First the researchers analyzed how the receipt of a review response influenced a guest’s subsequent reviews.

Customers whose first score was 1 (low) and received no management response rated the hotels higher the second time. Gu said this suggests that the really bad reviews were the result of “random events in service encounters that are unlikely to repeat.” At the other end of the spectrum, customers who ranked high tended to remain high, supporting the notion that a high score indicates consistent excellent service and not a one-time incident.

On average, when looking at all reviews that were answered by managers, these responses appeared to have no significant impact on future reviews. But Gu pointed out that the mean masks some interesting variances.

Customers who gave low marks – a 1 or 2 – and received a communication from the hotel were significantly more satisfied after later visits. This supported one of the researchers’ hypotheses. But the impact on the other reviewers – those who perhaps witnessed the conversation between hotel and unhappy guests – is varied, Gu reports.

If a reviewer was dissatisfied but did not hear from the hotel, he is likely to be even more dissatisfied after a return visit, the study finds. This is peer-induced fairness theory in action, according to Gu. This theory suggests that when one customer sees another customer getting better treatment, the first customer will feel that he was treated unfairly and will be even more dissatisfied in the future.

To validate their findings, Gu and Qiang performed another analysis, following only those reviewers who panned their hotels with a score of 1 on first visit. When those customers received responses they upgraded their subsequent experiences almost twice the average of all low-grading customers. But when they did not get a response, their next reviews were significantly more negative.

For further verification, the researchers decided to look at complaints about temporary issues – such as construction noise. Since the situation is temporary, guests will not find that problem on their next visit, and guest satisfaction did improve – without managerial action. But complaints about room cleanliness – a key performance measure for hotel operations – tap into a potentially long term issue at a hotel. These complaints are similar across properties, and managers’ replies tend to be the same too, promising better employee training, etc. When managers did reply, however, those guests reported better impressions on following visits.

Please visit us again

Gu said that in interviews with hotel managers he learned that many hotel managers are often sporadic in responding to reviews, which could be damaging to the bottom line. “The effect of management responses cannot be overstated,” the study reads.
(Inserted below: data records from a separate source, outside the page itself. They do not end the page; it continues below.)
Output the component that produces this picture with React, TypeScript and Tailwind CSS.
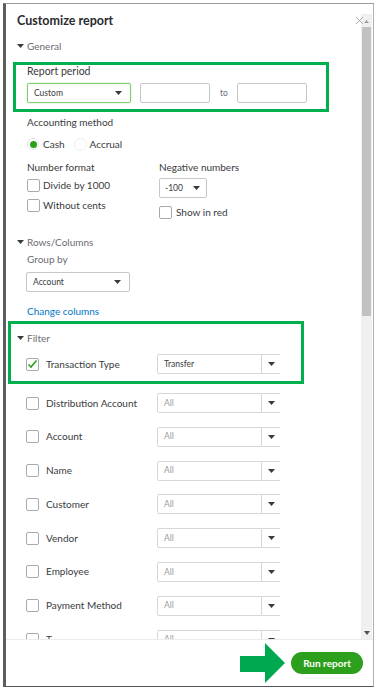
import { X } from "lucide-react";

const Caret = () => (
  <svg width="7" height="4" viewBox="0 0 7 4" className="shrink-0">
    <path d="M0 0 L7 0 L3.5 4 Z" fill="#393a3d" />
  </svg>
);

const Checkbox = ({ checked = false }: { checked?: boolean }) => (
  <div className="w-[13px] h-[13px] rounded-[2px] border border-[#a8aab0] bg-white flex items-center justify-center shrink-0">
    {checked && (
      <svg width="11" height="10" viewBox="0 0 11 10">
        <path d="M1.5 5.5 L4 8 L9.5 1.5" fill="none" stroke="#2ca01c" strokeWidth="1.6" />
      </svg>
    )}
  </div>
);

const Select = ({ value, className }: { value: string; className: string }) => (
  <div
    className={`h-[20px] border border-[#c4c6cb] rounded-[2px] bg-white flex items-center justify-between pl-[6px] pr-[8px] ${className}`}
  >
    <span className="text-[8.5px] text-[#393a3d]">{value}</span>
    <Caret />
  </div>
);

const SectionToggle = ({ label }: { label: string }) => (
  <div className="flex items-center gap-[3px] h-[12px] leading-[12px]">
    <Caret />
    <span className="text-[10px] text-[#6b6c72]">{label}</span>
  </div>
);

const FilterRow = ({ label, value, checked = false }: { label: string; value: string; checked?: boolean }) => (
  <div className="flex items-center h-[20px]">
    <div className="w-[131px] flex items-center gap-[7px]">
      <Checkbox checked={checked} />
      <span className="text-[10px] text-[#393a3d]">{label}</span>
    </div>
    <div className="flex h-[20px]">
      <div className="w-[105px] h-[20px] border border-[#d4d7dc] rounded-l-[2px] bg-white flex items-center pl-[6px]">
        <span className={`text-[8.5px] ${checked ? "text-[#393a3d]" : "text-[#9a9ca2]"}`}>{value}</span>
      </div>
      <div className="w-[18px] h-[20px] border-t border-b border-[#d4d7dc] flex items-center justify-center bg-white">
        <Caret />
      </div>
    </div>
  </div>
);

const filters = [
  "Distribution Account",
  "Account",
  "Name",
  "Customer",
  "Vendor",
  "Employee",
  "Payment Method",
  "T",
];

export default function App() {
  return (
    <div className="w-[385px] h-[696px] bg-white pl-[3px] pt-[3px] font-['Lato',sans-serif]">
      <div className="relative w-[371px] h-[684px] border-t border-t-[#9a9a9a] border-r border-r-[#b0b0b0] border-b border-b-[#555] border-l-[3px] border-l-[#5e5e5e] flex flex-col">
        {/* Close */}
        <X className="absolute left-[347px] top-[10px] w-[13px] h-[13px] text-[#8d9096]" strokeWidth={1.4} />

        <div className="flex h-[635px] overflow-hidden">
          {/* Content */}
          <div className="flex-1 pl-[11px]">
            <div className="pt-[10px] h-[24px] text-[12.5px] leading-[14px] font-bold text-[#2a2b2e]">Customize report</div>

            <div className="mt-[12px]">
              <SectionToggle label="General" />
            </div>

            {/* Report period (highlighted) */}
            <div className="mt-[10px] -ml-[4px] w-[316px] border-[3px] border-[#00b04f] pl-[11px] pb-[6px]">
              <div className="text-[10.5px] leading-[12px] text-[#393a3d]">Report period</div>
              <div className="mt-[6px] flex items-center">
                <div className="w-[104px] h-[20px] border border-[#7fcf6f] rounded-[2px] shadow-[0_0_2px_#b9e6b0] flex items-center justify-between pl-[6px] pr-[8px]">
                  <span className="text-[8.5px] text-[#393a3d]">Custom</span>
                  <Caret />
                </div>
                <div className="ml-[9px] w-[70px] h-[20px] border border-[#c4c6cb] rounded-[2px]" />
                <span className="ml-[10px] w-[17px] text-[8.5px] text-[#6b6c72]">to</span>
                <div className="w-[70px] h-[20px] border border-[#c4c6cb] rounded-[2px]" />
              </div>
            </div>

            <div className="pl-[10px]">
              <div className="mt-[4px] text-[10px] leading-[12px] text-[#393a3d]">Accounting method</div>
              <div className="mt-[9px] h-[14px] flex items-center text-[10px] text-[#393a3d]">
                <div className="w-[12px] h-[12px] rounded-full border border-[#e3e4e7] flex items-center justify-center">
                  <div className="w-[7px] h-[7px] rounded-full bg-[#2ca01c]" />
                </div>
                <span className="ml-[4px]">Cash</span>
                <div className="ml-[9px] w-[13px] h-[13px] rounded-full border border-[#eceef1]" />
                <span className="ml-[3px]">Accrual</span>
              </div>

              <div className="mt-[10px] flex">
                <div className="w-[132px]">
                  <div className="text-[10px] leading-[12px] text-[#393a3d]">Number format</div>
                  <div className="mt-[5px] flex items-center gap-[3px] h-[14px]">
                    <Checkbox />
                    <span className="text-[10px] text-[#393a3d]">Divide by 1000</span>
                  </div>
                  <div className="mt-[6px] flex items-center gap-[3px] h-[14px]">
                    <Checkbox />
                    <span className="text-[10px] text-[#393a3d]">Without cents</span>
                  </div>
                </div>
                <div>
                  <div className="text-[10px] leading-[12px] text-[#393a3d]">Negative numbers</div>
                  <Select value="-100" className="mt-[5px] w-[48px] !pl-[5px] !pr-[6px]" />
                  <div className="mt-[8px] flex items-center gap-[4px] h-[13px]">
                    <Checkbox />
                    <span className="text-[10px] text-[#393a3d]">Show in red</span>
                  </div>
                </div>
              </div>
            </div>

            <div className="mt-[17px]">
              <SectionToggle label="Rows/Columns" />
            </div>
            <div className="pl-[10px]">
              <div className="mt-[5px] text-[10px] leading-[12px] text-[#6b6c72]">Group by</div>
              <Select value="Account" className="mt-[7px] w-[104px] -ml-[1px]" />
              <div className="mt-[13px] text-[10px] leading-[12px] text-[#0077c5]">Change columns</div>
            </div>

            {/* Filter (highlighted) */}
            <div className="mt-[4px] -ml-[9px] w-[296px] border-[3px] border-[#00b04f] pl-[6px] pt-[8px] pb-[7px]">
              <SectionToggle label="Filter" />
              <div className="mt-[10px] pl-[9px]">
                <FilterRow label="Transaction Type" value="Transfer" checked />
              </div>
            </div>

            <div className="pl-[9px] mt-[9px] flex flex-col gap-[13.8px]">
              {filters.map((f) => (
                <FilterRow key={f} label={f} value="All" />
              ))}
            </div>
          </div>

          {/* Scrollbar */}
          <div className="w-[11px] mt-[10px] mr-[1px] bg-[#f0f0f0] flex flex-col items-center">
            <svg width="5" height="3" viewBox="0 0 5 3" className="mt-[6px]">
              <path d="M0 3 L5 3 L2.5 0 Z" fill="#a0a0a0" />
            </svg>
            <div className="mt-[4px] w-[9px] h-[289px] bg-[#c1c1c1]" />
            <div className="flex-1" />
            <svg width="6" height="4" viewBox="0 0 6 4" className="mb-[4px]">
              <path d="M0 0 L6 0 L3 4 Z" fill="#505050" />
            </svg>
          </div>
        </div>

        {/* Footer */}
        <div className="flex-1 border-t border-[#ececec] flex items-center justify-end pr-[10px]">
          <svg width="46" height="40" viewBox="0 0 46 40" className="mr-[5px]">
            <path d="M0 13 L25 13 L25 0 L45 20 L25 40 L25 29 L0 29 Z" fill="#00a94f" />
          </svg>
          <div className="w-[72px] h-[22px] rounded-full bg-[#2ca01c] flex items-center justify-center text-[10px] font-bold text-white">
            Run report
          </div>
        </div>
      </div>
    </div>
  );
}
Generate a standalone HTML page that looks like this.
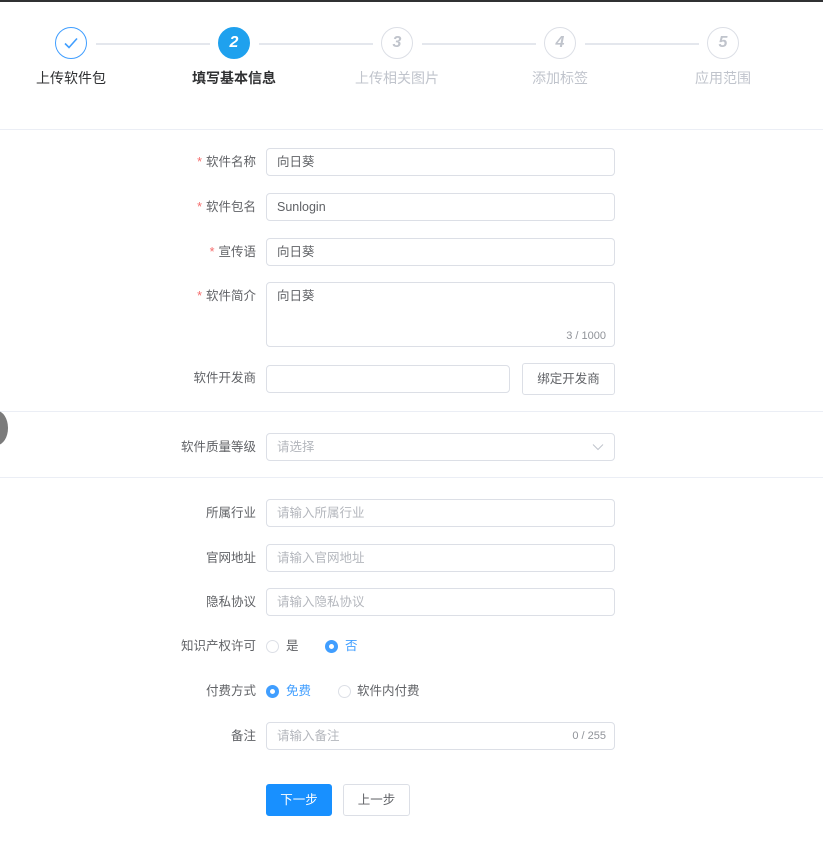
<!DOCTYPE html>
<html><head><meta charset="utf-8"><style>
*{box-sizing:border-box;margin:0;padding:0}
body{width:823px;height:851px;background:#fff;position:relative;overflow:hidden;font-family:"Liberation Sans","Noto Sans CJK SC",sans-serif;font-size:13px;color:#606266}
.a{position:absolute}
.c{position:absolute;width:32px;height:32px;border-radius:50%;border:1px solid #dcdfe6;color:#c0c4cc;font-size:16px;font-style:italic;font-weight:bold;text-align:center;line-height:30px;top:27px}
.ln{position:absolute;top:43px;height:2px;background:#e4e7ed}
.sl{position:absolute;top:68px;width:120px;text-align:center;font-size:14px;color:#c0c4cc}
.hr{position:absolute;left:0;width:823px;height:1px;background:#ebeef5}
.lb{position:absolute;right:567px;text-align:right;font-size:12.5px;color:#606266;line-height:28px}
.lb i{color:#f56c6c;font-style:normal;margin-right:4px}
.in{position:absolute;left:266px;width:349px;height:28px;border:1px solid #dcdfe6;border-radius:4px;padding-left:10px;line-height:26px;font-size:12.5px;color:#606266}
.ph{color:#b4b7bd}
.cnt{position:absolute;right:8px;font-size:11px;color:#909399}
.r{position:absolute;width:13px;height:13px;border-radius:50%;border:1px solid #dcdfe6}
.r.on{border:4px solid #409eff;background:#fff}
.rt{position:absolute;font-size:12.5px;line-height:14px}
.btn{position:absolute;height:32px;border-radius:3px;text-align:center;line-height:30px;font-size:12.5px}
</style></head><body>
<div class="a" style="left:0;top:0;width:823px;height:2px;background:#303133"></div>
<div class="c" style="left:55px;border-color:#409eff;color:#409eff;font-style:normal">
<svg width="18" height="18" viewBox="0 0 18 18" style="margin-top:6px"><path d="M3 9.5l4 4 8-9" fill="none" stroke="#409eff" stroke-width="1.6"/></svg></div>
<div class="ln" style="left:96px;width:114px"></div>
<div class="c" style="left:218px;background:#1fa1ee;border-color:#1fa1ee;color:#fff">2</div>
<div class="ln" style="left:259px;width:114px"></div>
<div class="c" style="left:381px">3</div>
<div class="ln" style="left:422px;width:114px"></div>
<div class="c" style="left:544px">4</div>
<div class="ln" style="left:585px;width:114px"></div>
<div class="c" style="left:707px">5</div>
<div class="sl" style="left:11px;color:#303133">上传软件包</div>
<div class="sl" style="left:174px;color:#303133;font-weight:bold">填写基本信息</div>
<div class="sl" style="left:337px">上传相关图片</div>
<div class="sl" style="left:500px">添加标签</div>
<div class="sl" style="left:663px">应用范围</div>
<div class="hr" style="top:129px"></div>

<div class="lb" style="top:148px"><i>*</i>软件名称</div><div class="in" style="top:148px">向日葵</div>
<div class="lb" style="top:193px"><i>*</i>软件包名</div><div class="in" style="top:193px">Sunlogin</div>
<div class="lb" style="top:238px"><i>*</i>宣传语</div><div class="in" style="top:238px">向日葵</div>
<div class="lb" style="top:282px"><i>*</i>软件简介</div><div class="in" style="top:282px;height:65px;line-height:26px">向日葵<span class="cnt" style="bottom:3px;line-height:14px">3 / 1000</span></div>
<div class="lb" style="top:364px">软件开发商</div><div class="in" style="top:365px;width:244px"></div>
<div class="btn" style="left:522px;top:363px;width:93px;border:1px solid #dcdfe6;color:#606266">绑定开发商</div>
<div class="hr" style="top:411px"></div>
<div class="a" style="left:-14px;top:411px;width:22px;height:34px;border-radius:50%;background:#7b7b7b"></div>
<div class="lb" style="top:433px">软件质量等级</div><div class="in" style="top:433px"><span class="ph">请选择</span>
<svg class="a" style="right:10px;top:9px" width="12" height="8" viewBox="0 0 12 8"><path d="M1 1.5l5 5 5-5" fill="none" stroke="#c0c4cc" stroke-width="1"/></svg></div>
<div class="hr" style="top:477px"></div>

<div class="lb" style="top:499px">所属行业</div><div class="in" style="top:499px"><span class="ph">请输入所属行业</span></div>
<div class="lb" style="top:544px">官网地址</div><div class="in" style="top:544px"><span class="ph">请输入官网地址</span></div>
<div class="lb" style="top:588px">隐私协议</div><div class="in" style="top:588px"><span class="ph">请输入隐私协议</span></div>
<div class="lb" style="top:632px">知识产权许可</div>
<div class="r" style="left:266px;top:640px"></div><div class="rt" style="left:286px;top:639px">是</div>
<div class="r on" style="left:325px;top:640px"></div><div class="rt" style="left:345px;top:639px;color:#409eff">否</div>
<div class="lb" style="top:677px">付费方式</div>
<div class="r on" style="left:266px;top:685px"></div><div class="rt" style="left:286px;top:684px;color:#409eff">免费</div>
<div class="r" style="left:338px;top:685px"></div><div class="rt" style="left:357px;top:684px">软件内付费</div>
<div class="lb" style="top:722px">备注</div><div class="in" style="top:722px"><span class="ph">请输入备注</span><span class="cnt">0 / 255</span></div>
<div class="btn" style="left:266px;top:784px;width:66px;background:#1890ff;color:#fff;border:1px solid #1890ff">下一步</div>
<div class="btn" style="left:343px;top:784px;width:67px;border:1px solid #dcdfe6;color:#606266">上一步</div>
</body></html>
The take away for hotels and other businesses is to pay careful attention to those negative reviews. A response is almost certain to improve the viewpoint of the visitor when he returns.

But just as a parent tries to be consistent among her children, managers should take care to lavish the same amount of care on everyone when dealing with grumpy customers. In fact, “addressing the concerns of all low satisfaction customers should be an integral part of a service provider’s social media strategy.”

Fortunately, this strategy has the advantage of being doable. “Given that low satisfaction customer reviews account for only 5.6 percent of all customer reviews, addressing these customer reviews is operationally feasible for most service providers.”